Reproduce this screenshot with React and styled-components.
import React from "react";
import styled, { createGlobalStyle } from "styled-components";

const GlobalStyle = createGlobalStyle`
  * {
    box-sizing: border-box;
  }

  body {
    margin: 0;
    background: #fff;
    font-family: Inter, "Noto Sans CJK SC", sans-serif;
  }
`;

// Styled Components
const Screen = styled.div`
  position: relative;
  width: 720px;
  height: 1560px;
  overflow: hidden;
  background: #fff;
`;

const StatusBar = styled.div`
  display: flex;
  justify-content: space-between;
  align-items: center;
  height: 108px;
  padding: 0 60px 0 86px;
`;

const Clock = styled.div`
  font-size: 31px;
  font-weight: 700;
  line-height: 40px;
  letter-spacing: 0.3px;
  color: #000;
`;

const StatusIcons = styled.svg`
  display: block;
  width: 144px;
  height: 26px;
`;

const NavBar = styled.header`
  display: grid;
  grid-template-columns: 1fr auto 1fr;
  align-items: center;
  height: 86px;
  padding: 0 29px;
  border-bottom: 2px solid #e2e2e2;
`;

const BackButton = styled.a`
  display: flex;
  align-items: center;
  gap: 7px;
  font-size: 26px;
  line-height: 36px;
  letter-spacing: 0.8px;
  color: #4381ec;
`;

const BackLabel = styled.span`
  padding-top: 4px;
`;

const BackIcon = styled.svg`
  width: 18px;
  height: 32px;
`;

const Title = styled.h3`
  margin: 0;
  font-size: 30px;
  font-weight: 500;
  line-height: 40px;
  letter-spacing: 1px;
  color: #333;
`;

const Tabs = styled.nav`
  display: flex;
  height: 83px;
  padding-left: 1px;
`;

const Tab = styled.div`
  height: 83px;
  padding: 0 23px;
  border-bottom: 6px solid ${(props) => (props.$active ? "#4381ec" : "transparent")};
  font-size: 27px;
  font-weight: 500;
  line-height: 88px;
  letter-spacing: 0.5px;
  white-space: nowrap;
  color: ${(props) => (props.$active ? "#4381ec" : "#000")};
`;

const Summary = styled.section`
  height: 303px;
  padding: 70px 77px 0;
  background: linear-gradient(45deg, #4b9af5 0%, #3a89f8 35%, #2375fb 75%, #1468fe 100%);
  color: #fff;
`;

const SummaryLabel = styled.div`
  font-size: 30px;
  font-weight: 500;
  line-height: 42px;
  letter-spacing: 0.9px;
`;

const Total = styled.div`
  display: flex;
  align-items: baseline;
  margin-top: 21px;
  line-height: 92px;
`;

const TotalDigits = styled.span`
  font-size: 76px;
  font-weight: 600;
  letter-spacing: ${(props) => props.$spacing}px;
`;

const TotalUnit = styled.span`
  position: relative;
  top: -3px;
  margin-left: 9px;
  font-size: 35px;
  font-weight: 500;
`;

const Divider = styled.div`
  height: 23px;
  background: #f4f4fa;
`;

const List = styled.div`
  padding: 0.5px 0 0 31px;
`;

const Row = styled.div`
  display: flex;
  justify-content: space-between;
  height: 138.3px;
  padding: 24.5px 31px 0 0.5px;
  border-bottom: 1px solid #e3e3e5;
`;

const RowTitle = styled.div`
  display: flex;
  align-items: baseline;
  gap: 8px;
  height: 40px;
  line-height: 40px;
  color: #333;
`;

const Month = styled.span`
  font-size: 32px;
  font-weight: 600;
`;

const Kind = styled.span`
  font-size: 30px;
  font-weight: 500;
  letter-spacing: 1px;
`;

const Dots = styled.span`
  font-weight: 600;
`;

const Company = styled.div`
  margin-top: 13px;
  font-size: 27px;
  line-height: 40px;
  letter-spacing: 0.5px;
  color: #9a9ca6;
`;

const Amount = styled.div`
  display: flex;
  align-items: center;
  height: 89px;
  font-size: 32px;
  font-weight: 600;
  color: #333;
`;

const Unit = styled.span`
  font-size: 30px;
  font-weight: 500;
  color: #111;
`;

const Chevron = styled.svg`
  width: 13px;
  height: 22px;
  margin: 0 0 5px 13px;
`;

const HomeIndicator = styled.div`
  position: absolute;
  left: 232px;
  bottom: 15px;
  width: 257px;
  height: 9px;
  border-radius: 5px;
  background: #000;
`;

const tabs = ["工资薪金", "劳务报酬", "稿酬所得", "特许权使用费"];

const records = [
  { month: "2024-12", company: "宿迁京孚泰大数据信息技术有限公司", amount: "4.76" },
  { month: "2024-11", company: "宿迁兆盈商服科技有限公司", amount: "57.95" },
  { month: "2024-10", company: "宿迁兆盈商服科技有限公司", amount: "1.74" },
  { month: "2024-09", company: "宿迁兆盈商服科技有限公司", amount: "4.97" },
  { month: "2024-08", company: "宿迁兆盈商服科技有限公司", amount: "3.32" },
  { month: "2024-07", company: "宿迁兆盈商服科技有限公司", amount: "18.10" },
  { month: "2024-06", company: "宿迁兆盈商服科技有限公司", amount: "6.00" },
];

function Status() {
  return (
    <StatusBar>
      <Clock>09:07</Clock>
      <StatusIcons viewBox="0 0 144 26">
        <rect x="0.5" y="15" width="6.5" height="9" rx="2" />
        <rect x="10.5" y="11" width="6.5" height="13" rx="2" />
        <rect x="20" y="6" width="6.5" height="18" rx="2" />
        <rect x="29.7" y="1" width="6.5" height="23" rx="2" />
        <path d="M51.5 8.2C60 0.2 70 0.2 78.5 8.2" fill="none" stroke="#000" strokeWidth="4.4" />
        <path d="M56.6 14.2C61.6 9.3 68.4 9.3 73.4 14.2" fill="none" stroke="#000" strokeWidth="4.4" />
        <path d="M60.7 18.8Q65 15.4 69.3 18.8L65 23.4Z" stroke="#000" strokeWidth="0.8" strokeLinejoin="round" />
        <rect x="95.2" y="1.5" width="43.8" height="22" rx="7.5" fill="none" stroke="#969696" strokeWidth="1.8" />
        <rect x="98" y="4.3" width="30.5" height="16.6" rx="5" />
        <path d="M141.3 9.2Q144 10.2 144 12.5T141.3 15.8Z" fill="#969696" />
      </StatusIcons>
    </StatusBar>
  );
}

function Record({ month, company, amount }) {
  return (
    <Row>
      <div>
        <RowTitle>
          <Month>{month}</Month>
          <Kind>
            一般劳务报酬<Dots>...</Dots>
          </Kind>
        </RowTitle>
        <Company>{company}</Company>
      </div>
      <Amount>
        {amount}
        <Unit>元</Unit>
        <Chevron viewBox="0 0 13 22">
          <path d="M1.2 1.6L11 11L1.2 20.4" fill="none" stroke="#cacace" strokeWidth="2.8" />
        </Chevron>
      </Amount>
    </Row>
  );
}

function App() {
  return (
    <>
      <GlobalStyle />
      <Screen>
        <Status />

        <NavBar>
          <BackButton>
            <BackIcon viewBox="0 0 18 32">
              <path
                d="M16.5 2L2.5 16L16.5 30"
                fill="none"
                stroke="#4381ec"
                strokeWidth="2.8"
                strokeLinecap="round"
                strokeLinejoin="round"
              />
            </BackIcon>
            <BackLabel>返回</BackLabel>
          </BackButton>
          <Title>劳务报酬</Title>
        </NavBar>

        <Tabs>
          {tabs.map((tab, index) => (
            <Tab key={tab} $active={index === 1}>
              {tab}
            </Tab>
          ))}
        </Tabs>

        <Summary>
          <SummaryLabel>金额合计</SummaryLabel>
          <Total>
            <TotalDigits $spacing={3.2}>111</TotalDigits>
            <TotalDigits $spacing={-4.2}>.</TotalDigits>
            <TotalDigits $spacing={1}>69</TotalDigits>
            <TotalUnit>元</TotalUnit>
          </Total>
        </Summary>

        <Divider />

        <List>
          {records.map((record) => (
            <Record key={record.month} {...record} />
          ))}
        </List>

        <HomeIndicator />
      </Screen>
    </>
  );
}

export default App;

- [SHORT PROBLEM]:
Repeat the listing in full, keeping every line exactly as it is.

- [FINISHED ANSWER]:
Reproduce this screenshot with React and styled-components.
import React from "react";
import styled, { createGlobalStyle } from "styled-components";

const GlobalStyle = createGlobalStyle`
  * {
    box-sizing: border-box;
  }

  body {
    margin: 0;
    background: #fff;
    font-family: Inter, "Noto Sans CJK SC", sans-serif;
  }
`;

// Styled Components
const Screen = styled.div`
  position: relative;
  width: 720px;
  height: 1560px;
  overflow: hidden;
  background: #fff;
`;

const StatusBar = styled.div`
  display: flex;
  justify-content: space-between;
  align-items: center;
  height: 108px;
  padding: 0 60px 0 86px;
`;

const Clock = styled.div`
  font-size: 31px;
  font-weight: 700;
  line-height: 40px;
  letter-spacing: 0.3px;
  color: #000;
`;

const StatusIcons = styled.svg`
  display: block;
  width: 144px;
  height: 26px;
`;

const NavBar = styled.header`
  display: grid;
  grid-template-columns: 1fr auto 1fr;
  align-items: center;
  height: 86px;
  padding: 0 29px;
  border-bottom: 2px solid #e2e2e2;
`;

const BackButton = styled.a`
  display: flex;
  align-items: center;
  gap: 7px;
  font-size: 26px;
  line-height: 36px;
  letter-spacing: 0.8px;
  color: #4381ec;
`;

const BackLabel = styled.span`
  padding-top: 4px;
`;

const BackIcon = styled.svg`
  width: 18px;
  height: 32px;
`;

const Title = styled.h3`
  margin: 0;
  font-size: 30px;
  font-weight: 500;
  line-height: 40px;
  letter-spacing: 1px;
  color: #333;
`;

const Tabs = styled.nav`
  display: flex;
  height: 83px;
  padding-left: 1px;
`;

const Tab = styled.div`
  height: 83px;
  padding: 0 23px;
  border-bottom: 6px solid ${(props) => (props.$active ? "#4381ec" : "transparent")};
  font-size: 27px;
  font-weight: 500;
  line-height: 88px;
  letter-spacing: 0.5px;
  white-space: nowrap;
  color: ${(props) => (props.$active ? "#4381ec" : "#000")};
`;

const Summary = styled.section`
  height: 303px;
  padding: 70px 77px 0;
  background: linear-gradient(45deg, #4b9af5 0%, #3a89f8 35%, #2375fb 75%, #1468fe 100%);
  color: #fff;
`;

const SummaryLabel = styled.div`
  font-size: 30px;
  font-weight: 500;
  line-height: 42px;
  letter-spacing: 0.9px;
`;

const Total = styled.div`
  display: flex;
  align-items: baseline;
  margin-top: 21px;
  line-height: 92px;
`;

const TotalDigits = styled.span`
  font-size: 76px;
  font-weight: 600;
  letter-spacing: ${(props) => props.$spacing}px;
`;

const TotalUnit = styled.span`
  position: relative;
  top: -3px;
  margin-left: 9px;
  font-size: 35px;
  font-weight: 500;
`;

const Divider = styled.div`
  height: 23px;
  background: #f4f4fa;
`;

const List = styled.div`
  padding: 0.5px 0 0 31px;
`;

const Row = styled.div`
  display: flex;
  justify-content: space-between;
  height: 138.3px;
  padding: 24.5px 31px 0 0.5px;
  border-bottom: 1px solid #e3e3e5;
`;

const RowTitle = styled.div`
  display: flex;
  align-items: baseline;
  gap: 8px;
  height: 40px;
  line-height: 40px;
  color: #333;
`;

const Month = styled.span`
  font-size: 32px;
  font-weight: 600;
`;

const Kind = styled.span`
  font-size: 30px;
  font-weight: 500;
  letter-spacing: 1px;
`;

const Dots = styled.span`
  font-weight: 600;
`;

const Company = styled.div`
  margin-top: 13px;
  font-size: 27px;
  line-height: 40px;
  letter-spacing: 0.5px;
  color: #9a9ca6;
`;

const Amount = styled.div`
  display: flex;
  align-items: center;
  height: 89px;
  font-size: 32px;
  font-weight: 600;
  color: #333;
`;

const Unit = styled.span`
  font-size: 30px;
  font-weight: 500;
  color: #111;
`;

const Chevron = styled.svg`
  width: 13px;
  height: 22px;
  margin: 0 0 5px 13px;
`;

const HomeIndicator = styled.div`
  position: absolute;
  left: 232px;
  bottom: 15px;
  width: 257px;
  height: 9px;
  border-radius: 5px;
  background: #000;
`;

const tabs = ["工资薪金", "劳务报酬", "稿酬所得", "特许权使用费"];

const records = [
  { month: "2024-12", company: "宿迁京孚泰大数据信息技术有限公司", amount: "4.76" },
  { month: "2024-11", company: "宿迁兆盈商服科技有限公司", amount: "57.95" },
  { month: "2024-10", company: "宿迁兆盈商服科技有限公司", amount: "1.74" },
  { month: "2024-09", company: "宿迁兆盈商服科技有限公司", amount: "4.97" },
  { month: "2024-08", company: "宿迁兆盈商服科技有限公司", amount: "3.32" },
  { month: "2024-07", company: "宿迁兆盈商服科技有限公司", amount: "18.10" },
  { month: "2024-06", company: "宿迁兆盈商服科技有限公司", amount: "6.00" },
];

function Status() {
  return (
    <StatusBar>
      <Clock>09:07</Clock>
      <StatusIcons viewBox="0 0 144 26">
        <rect x="0.5" y="15" width="6.5" height="9" rx="2" />
        <rect x="10.5" y="11" width="6.5" height="13" rx="2" />
        <rect x="20" y="6" width="6.5" height="18" rx="2" />
        <rect x="29.7" y="1" width="6.5" height="23" rx="2" />
        <path d="M51.5 8.2C60 0.2 70 0.2 78.5 8.2" fill="none" stroke="#000" strokeWidth="4.4" />
        <path d="M56.6 14.2C61.6 9.3 68.4 9.3 73.4 14.2" fill="none" stroke="#000" strokeWidth="4.4" />
        <path d="M60.7 18.8Q65 15.4 69.3 18.8L65 23.4Z" stroke="#000" strokeWidth="0.8" strokeLinejoin="round" />
        <rect x="95.2" y="1.5" width="43.8" height="22" rx="7.5" fill="none" stroke="#969696" strokeWidth="1.8" />
        <rect x="98" y="4.3" width="30.5" height="16.6" rx="5" />
        <path d="M141.3 9.2Q144 10.2 144 12.5T141.3 15.8Z" fill="#969696" />
      </StatusIcons>
    </StatusBar>
  );
}

function Record({ month, company, amount }) {
  return (
    <Row>
      <div>
        <RowTitle>
          <Month>{month}</Month>
          <Kind>
            一般劳务报酬<Dots>...</Dots>
          </Kind>
        </RowTitle>
        <Company>{company}</Company>
      </div>
      <Amount>
        {amount}
        <Unit>元</Unit>
        <Chevron viewBox="0 0 13 22">
          <path d="M1.2 1.6L11 11L1.2 20.4" fill="none" stroke="#cacace" strokeWidth="2.8" />
        </Chevron>
      </Amount>
    </Row>
  );
}

function App() {
  return (
    <>
      <GlobalStyle />
      <Screen>
        <Status />

        <NavBar>
          <BackButton>
            <BackIcon viewBox="0 0 18 32">
              <path
                d="M16.5 2L2.5 16L16.5 30"
                fill="none"
                stroke="#4381ec"
                strokeWidth="2.8"
                strokeLinecap="round"
                strokeLinejoin="round"
              />
            </BackIcon>
            <BackLabel>返回</BackLabel>
          </BackButton>
          <Title>劳务报酬</Title>
        </NavBar>

        <Tabs>
          {tabs.map((tab, index) => (
            <Tab key={tab} $active={index === 1}>
              {tab}
            </Tab>
          ))}
        </Tabs>

        <Summary>
          <SummaryLabel>金额合计</SummaryLabel>
          <Total>
            <TotalDigits $spacing={3.2}>111</TotalDigits>
            <TotalDigits $spacing={-4.2}>.</TotalDigits>
            <TotalDigits $spacing={1}>69</TotalDigits>
            <TotalUnit>元</TotalUnit>
          </Total>
        </Summary>

        <Divider />

        <List>
          {records.map((record) => (
            <Record key={record.month} {...record} />
          ))}
        </List>

        <HomeIndicator />
      </Screen>
    </>
  );
}

export default App;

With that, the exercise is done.